What is a Bank Guarantee and How Does It Function in International Trade?
A bank guarantee is a financial instrument provided by a bank or financial institution that ensures the beneficiary (usually a seller or creditor) receives payment in case the applicant (usually a buyer or debtor) fails to fulfill their contractual obligations. It serves as a risk management tool in international trade, offering a safety net that helps facilitate transactions by providing financial credibility and security to the involved parties. This article explores the concept of a bank guarantee, its various types, and its significance in global commerce.
Understanding Bank Guarantees
Bank guarantees represent a commitment by a bank to cover a loss if their client fails to complete a specific financial transaction or meet an obligation. The bank essentially promises to pay a set amount of money to the beneficiary if the client does not fulfill their contractual duties. This promise helps mitigate the risk of non-payment, non-performance, or other contractual failures.
Key Features of Bank Guarantees
• Irrevocable Commitment: Once issued, a bank guarantee cannot be revoked without the agreement of all parties involved.
• Conditional: The bank will only pay upon the fulfillment of the specific conditions under which the guarantee has been issued.
• Limited by Amount and Time: Guarantees are usually for a specific amount, which does not exceed the actual loss, and are valid for a limited period.
Types of Bank Guarantees
1. Performance Guarantee: Ensures compensation if there's a failure to deliver contracted services or products as per agreed standards.
2. Payment Guarantee: Ensures payment to a seller if the buyer fails to pay the agreed amount.
3. Advance Payment Guarantee: Covers the refund of an advance payment should the supplier fail to meet the terms of the agreement.
4. Bid Bond Guarantee: Submitted with a tender to secure the bidder’s commitment to start the contract if selected.
Benefits of Using Bank Guarantees in International Trade
• Enhanced Trust and Credibility: Provides a layer of security that strengthens trust between trading partners.
• Risk Mitigation: Protects the interests of both buyers and sellers by ensuring contractual obligations are met.
• Facilitates Larger Transactions: Enables businesses to undertake significant projects or transactions that might not be possible without a guarantee.
• Boosts Financial Flexibility: Allows companies to preserve cash flow by reducing the need to prepay for goods or services.
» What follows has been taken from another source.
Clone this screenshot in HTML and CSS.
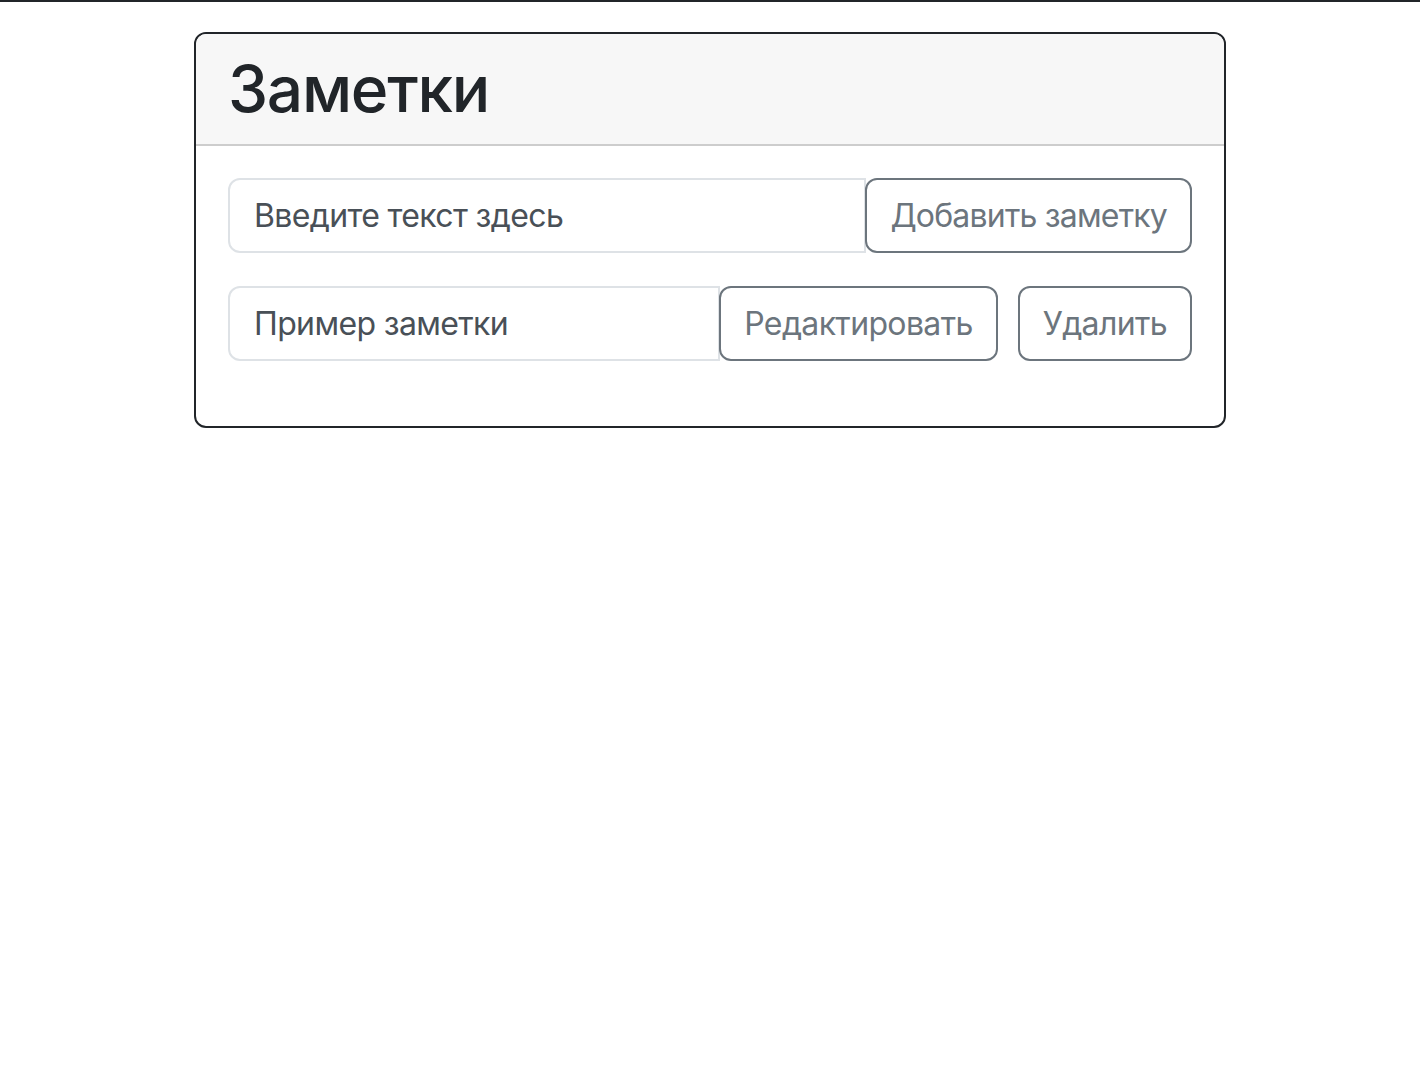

Operational Process of a Bank Guarantee
1. Application: The applicant requests a bank guarantee from their bank, providing necessary documentation and proof of the requirement.
2. Assessment: The bank evaluates the applicant’s creditworthiness and the risk involved in issuing the guarantee.
3. Issuance: Upon approval, the bank issues the guarantee, for which the applicant may need to provide collateral or security.
4. Claim: In case of default by the applicant, the beneficiary can claim the amount from the bank under the terms of the guarantee.
Challenges Associated with Bank Guarantees
• Costs: Issuing a bank guarantee can be costly, involving fees and possibly collateral.
• Complexity in Terms: Misunderstandings or disputes can arise over the specific terms under which a bank guarantee can be invoked.
• Financial Liability: For businesses, providing collateral or securing a bank guarantee can tie up financial resources.
Best Practices for Effective Use of Bank Guarantees
• Clear Contractual Terms: Ensure all parties clearly understand the conditions and terms under which the guarantee is applicable.
• Regular Monitoring: Keep track of expiration dates and conditions associated with the bank guarantee.
• Financial Planning: Consider the impact of the guarantee on the company’s liquidity and overall financial planning.
Conclusion
Bank guarantees are a vital tool in international trade, providing security and fostering trust among global trading partners. By understanding and effectively managing these instruments, businesses can enhance their ability to engage in secure and profitable international transactions.